• **Stored data**
▶

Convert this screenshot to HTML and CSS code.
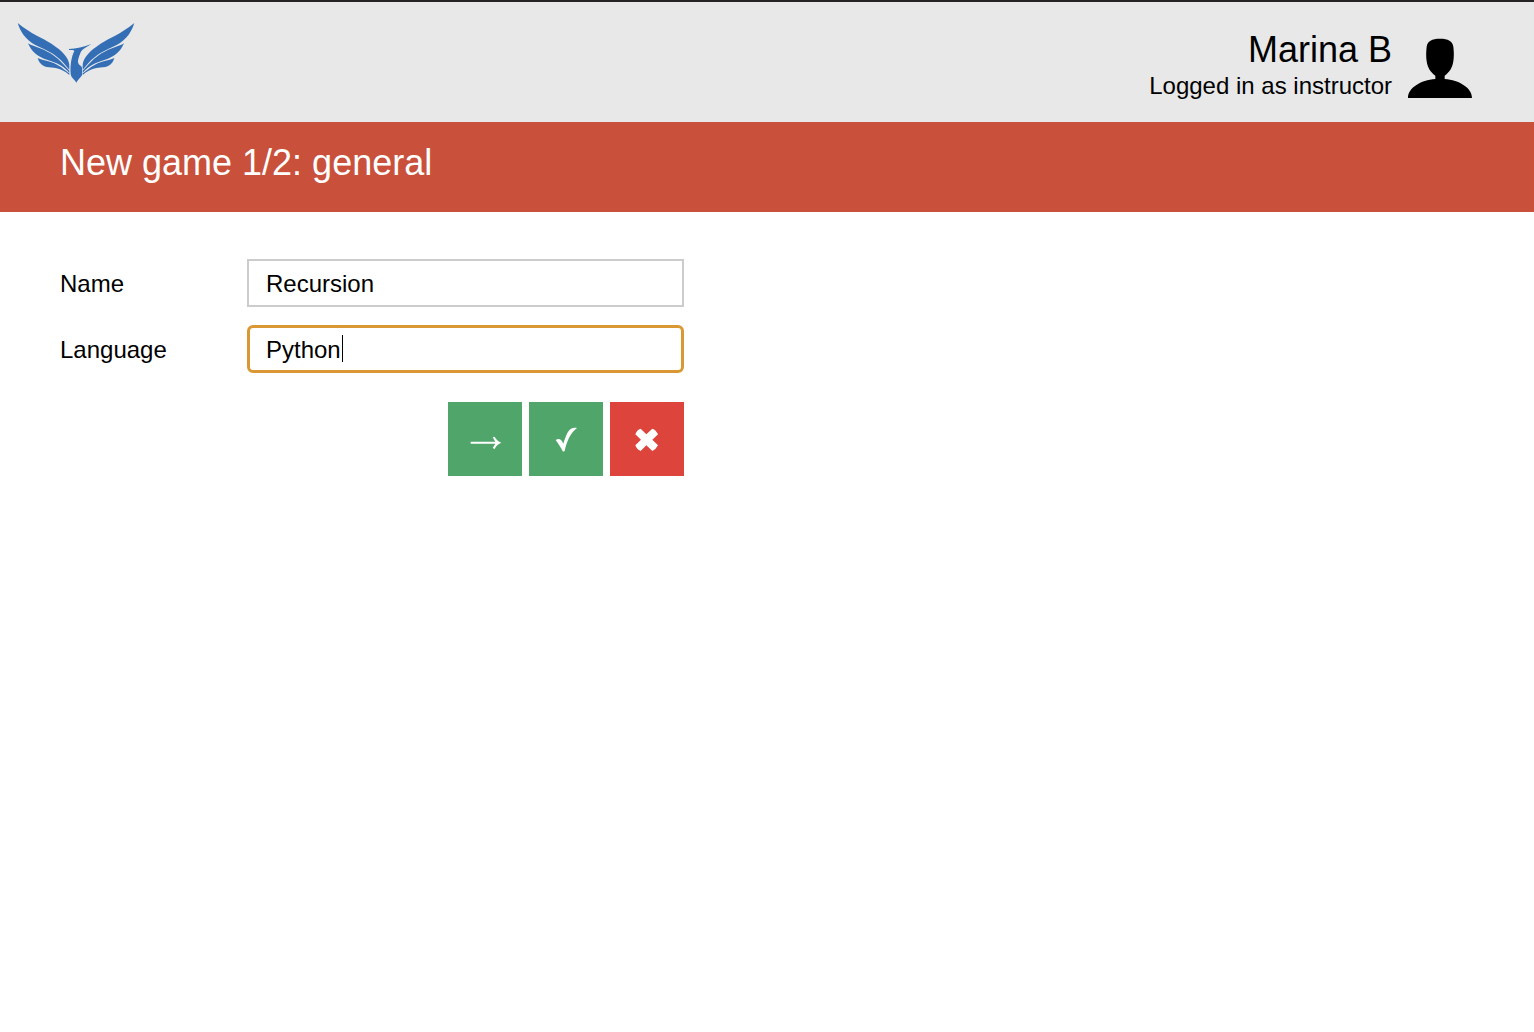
FILE: index.html
```html
<!DOCTYPE html>
<html lang="en">
<head>
<meta charset="utf-8">
<meta name="viewport" content="width=device-width, initial-scale=1">
<title>New game</title>
<link rel="stylesheet" href="styles.css">
</head>
<body>
<header class="topbar">
  <a class="logo" href="#" aria-label="Home">
    <svg class="logo-image" viewBox="51 66 357 186" aria-hidden="true">
      <defs>
        <g id="wing">
          <path d="M53 69C72 84 92 98 112 108C126 115 140 122 152 130C164 138 174 145 184 154C198 168 208 182 208 197V209C202 203 196 194 190 188C178 176 168 168 156 160C142 151 122 143 106 135C92 127 80 117 70 104C62 92 57 82 53 69Z"/>
          <path d="M84 130C94 136 106 140 120 145C136 151 150 159 162 167C178 178 192 194 208 212V218C198 208 190 201 180 195C168 187 150 182 132 176C112 169 94 154 84 130Z"/>
          <path d="M113 174C122 179 136 181 150 185C166 190 176 196 184 202C194 210 202 216 208 220V225C196 215 184 208 170 205C158 202 150 203 140 201C126 198 117 188 113 174Z"/>
        </g>
      </defs>
      <use href="#wing"/>
      <use href="#wing" transform="translate(456 0) scale(-1 1)"/>
      <path d="M207 147C228 146 252 141 274 132C262 141 246 147 242 157C237 170 231 184 236 192C239 197 245 198 246 203V226C240 234 233 240 229 248C224 239 213 233 212 222C210 198 214 170 223 153C221 149 213 151 207 150Z"/>
    </svg>
  </a>
  <div class="account">
    <div class="account-text">
      <div class="account-name">Marina B</div>
      <div class="account-role">Logged in as instructor</div>
    </div>
    <svg class="avatar" viewBox="24 26 192 180" aria-hidden="true">
      <path d="M120 28C145 28 157 35 160 52C162 68 162 82 160 96C157 117 147 130 134 139V149C178 152 216 176 216 206H24C24 176 62 152 106 149V139C93 130 83 117 80 96C78 82 78 68 80 52C83 35 95 28 120 28Z"/>
    </svg>
  </div>
</header>
<div class="titlebar">
  <h1 class="title">New game 1/2: general</h1>
</div>
<main class="content">
  <form class="form">
    <div class="row">
      <label class="label" for="name">Name</label>
      <div class="field"><input class="input" id="name" type="text" value="Recursion"></div>
    </div>
    <div class="row">
      <label class="label" for="language">Language</label>
      <div class="field">
        <input class="input input-active" id="language" type="text" value="Python">
        <span class="caret" aria-hidden="true"></span>
      </div>
    </div>
    <div class="actions">
      <button class="button" type="button" aria-label="Next">
        <svg class="icon" viewBox="0 0 222 222" aria-hidden="true"><path d="M68 119H142L134 106L140 104C144 113 152 119 160 122C152 125 144 131 140 141L134 138L142 125H68Z"/></svg>
      </button>
      <button class="button" type="button" aria-label="Save">
        <svg class="icon" viewBox="0 0 222 222" aria-hidden="true"><path d="M80 114C89 107 98 111 103 125C112 98 119 73 144 78C125 92 113 118 107 147L102 149C96 137 89 127 80 114Z"/></svg>
      </button>
      <button class="button button-danger" type="button" aria-label="Cancel">
        <svg class="icon" viewBox="0 0 222 222" aria-hidden="true"><path d="M92 80L109 97L127 80Q138 84 144 97L127 113L144 130Q138 142 127 147L109 130L92 147Q80 142 76 130L93 113L76 97Q80 84 92 80Z"/></svg>
      </button>
    </div>
  </form>
</main>
</body>
</html>
```
FILE: styles.css
```css
* {
  box-sizing: border-box;
}

body {
  margin: 0;
  background: #fff;
  color: #000;
  font: 24px/28px "Liberation Sans", Arial, sans-serif;
}

.topbar {
  display: flex;
  justify-content: space-between;
  align-items: flex-start;
  min-height: 122px;
  padding: 20px 62px 20px 17px;
  border-top: 2px solid #252323;
  background: #e8e8e8;
}

.logo-image {
  display: block;
  width: 119px;
  height: 62px;
  fill: #346fb6;
}

.account {
  display: flex;
  align-items: flex-start;
  gap: 16px;
  padding-top: 8px;
}

.account-text {
  text-align: right;
}

.account-name {
  font-size: 36px;
  line-height: 40px;
}

.account-role {
  line-height: 32px;
}

.avatar {
  width: 64px;
  height: 60px;
  margin-top: 8px;
}

.titlebar {
  min-height: 90px;
  padding: 21px 60px;
  background: #c9503b;
  color: #fff;
}

.title {
  margin: 0;
  font-size: 36px;
  line-height: 40px;
  font-weight: 400;
}

.content {
  padding: 47px 60px;
}

.form {
  display: flex;
  flex-direction: column;
  gap: 18px;
  max-width: 624px;
}

.row {
  display: grid;
  grid-template-columns: 187px 1fr;
  align-items: center;
}

.label {
  padding-top: 2px;
}

.field {
  position: relative;
}

.input {
  display: block;
  width: 100%;
  height: 48px;
  padding: 2px 17px 0;
  border: 2px solid #ccc;
  border-radius: 0;
  background: #fff;
  color: inherit;
  font: inherit;
  outline: none;
}

.input-active {
  padding: 2px 16px 0;
  border: 3px solid #da9834;
  border-radius: 6px;
}

.caret {
  position: absolute;
  top: 10px;
  left: 95px;
  width: 1px;
  height: 27px;
  background: #000;
}

.actions {
  display: flex;
  justify-content: flex-end;
  gap: 7px;
  padding-top: 11px;
}

.button {
  width: 74px;
  height: 74px;
  padding: 0;
  border: 0;
  background: #4fa56a;
  color: #fff;
}

.button-danger {
  background: #dd443c;
}

.icon {
  display: block;
  width: 74px;
  height: 74px;
  fill: currentColor;
}
```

◀

• **Your task**
Reproduce every line of the material precisely, omitting its pictures.

• **Response below**
Convert this screenshot to HTML and CSS code.
FILE: index.html
```html
<!DOCTYPE html>
<html lang="en">
<head>
<meta charset="utf-8">
<meta name="viewport" content="width=device-width, initial-scale=1">
<title>New game</title>
<link rel="stylesheet" href="styles.css">
</head>
<body>
<header class="topbar">
  <a class="logo" href="#" aria-label="Home">
    <svg class="logo-image" viewBox="51 66 357 186" aria-hidden="true">
      <defs>
        <g id="wing">
          <path d="M53 69C72 84 92 98 112 108C126 115 140 122 152 130C164 138 174 145 184 154C198 168 208 182 208 197V209C202 203 196 194 190 188C178 176 168 168 156 160C142 151 122 143 106 135C92 127 80 117 70 104C62 92 57 82 53 69Z"/>
          <path d="M84 130C94 136 106 140 120 145C136 151 150 159 162 167C178 178 192 194 208 212V218C198 208 190 201 180 195C168 187 150 182 132 176C112 169 94 154 84 130Z"/>
          <path d="M113 174C122 179 136 181 150 185C166 190 176 196 184 202C194 210 202 216 208 220V225C196 215 184 208 170 205C158 202 150 203 140 201C126 198 117 188 113 174Z"/>
        </g>
      </defs>
      <use href="#wing"/>
      <use href="#wing" transform="translate(456 0) scale(-1 1)"/>
      <path d="M207 147C228 146 252 141 274 132C262 141 246 147 242 157C237 170 231 184 236 192C239 197 245 198 246 203V226C240 234 233 240 229 248C224 239 213 233 212 222C210 198 214 170 223 153C221 149 213 151 207 150Z"/>
    </svg>
  </a>
  <div class="account">
    <div class="account-text">
      <div class="account-name">Marina B</div>
      <div class="account-role">Logged in as instructor</div>
    </div>
    <svg class="avatar" viewBox="24 26 192 180" aria-hidden="true">
      <path d="M120 28C145 28 157 35 160 52C162 68 162 82 160 96C157 117 147 130 134 139V149C178 152 216 176 216 206H24C24 176 62 152 106 149V139C93 130 83 117 80 96C78 82 78 68 80 52C83 35 95 28 120 28Z"/>
    </svg>
  </div>
</header>
<div class="titlebar">
  <h1 class="title">New game 1/2: general</h1>
</div>
<main class="content">
  <form class="form">
    <div class="row">
      <label class="label" for="name">Name</label>
      <div class="field"><input class="input" id="name" type="text" value="Recursion"></div>
    </div>
    <div class="row">
      <label class="label" for="language">Language</label>
      <div class="field">
        <input class="input input-active" id="language" type="text" value="Python">
        <span class="caret" aria-hidden="true"></span>
      </div>
    </div>
    <div class="actions">
      <button class="button" type="button" aria-label="Next">
        <svg class="icon" viewBox="0 0 222 222" aria-hidden="true"><path d="M68 119H142L134 106L140 104C144 113 152 119 160 122C152 125 144 131 140 141L134 138L142 125H68Z"/></svg>
      </button>
      <button class="button" type="button" aria-label="Save">
        <svg class="icon" viewBox="0 0 222 222" aria-hidden="true"><path d="M80 114C89 107 98 111 103 125C112 98 119 73 144 78C125 92 113 118 107 147L102 149C96 137 89 127 80 114Z"/></svg>
      </button>
      <button class="button button-danger" type="button" aria-label="Cancel">
        <svg class="icon" viewBox="0 0 222 222" aria-hidden="true"><path d="M92 80L109 97L127 80Q138 84 144 97L127 113L144 130Q138 142 127 147L109 130L92 147Q80 142 76 130L93 113L76 97Q80 84 92 80Z"/></svg>
      </button>
    </div>
  </form>
</main>
</body>
</html>
```
FILE: styles.css
```css
* {
  box-sizing: border-box;
}

body {
  margin: 0;
  background: #fff;
  color: #000;
  font: 24px/28px "Liberation Sans", Arial, sans-serif;
}

.topbar {
  display: flex;
  justify-content: space-between;
  align-items: flex-start;
  min-height: 122px;
  padding: 20px 62px 20px 17px;
  border-top: 2px solid #252323;
  background: #e8e8e8;
}

.logo-image {
  display: block;
  width: 119px;
  height: 62px;
  fill: #346fb6;
}

.account {
  display: flex;
  align-items: flex-start;
  gap: 16px;
  padding-top: 8px;
}

.account-text {
  text-align: right;
}

.account-name {
  font-size: 36px;
  line-height: 40px;
}

.account-role {
  line-height: 32px;
}

.avatar {
  width: 64px;
  height: 60px;
  margin-top: 8px;
}

.titlebar {
  min-height: 90px;
  padding: 21px 60px;
  background: #c9503b;
  color: #fff;
}

.title {
  margin: 0;
  font-size: 36px;
  line-height: 40px;
  font-weight: 400;
}

.content {
  padding: 47px 60px;
}

.form {
  display: flex;
  flex-direction: column;
  gap: 18px;
  max-width: 624px;
}

.row {
  display: grid;
  grid-template-columns: 187px 1fr;
  align-items: center;
}

.label {
  padding-top: 2px;
}

.field {
  position: relative;
}

.input {
  display: block;
  width: 100%;
  height: 48px;
  padding: 2px 17px 0;
  border: 2px solid #ccc;
  border-radius: 0;
  background: #fff;
  color: inherit;
  font: inherit;
  outline: none;
}

.input-active {
  padding: 2px 16px 0;
  border: 3px solid #da9834;
  border-radius: 6px;
}

.caret {
  position: absolute;
  top: 10px;
  left: 95px;
  width: 1px;
  height: 27px;
  background: #000;
}

.actions {
  display: flex;
  justify-content: flex-end;
  gap: 7px;
  padding-top: 11px;
}

.button {
  width: 74px;
  height: 74px;
  padding: 0;
  border: 0;
  background: #4fa56a;
  color: #fff;
}

.button-danger {
  background: #dd443c;
}

.icon {
  display: block;
  width: 74px;
  height: 74px;
  fill: currentColor;
}
```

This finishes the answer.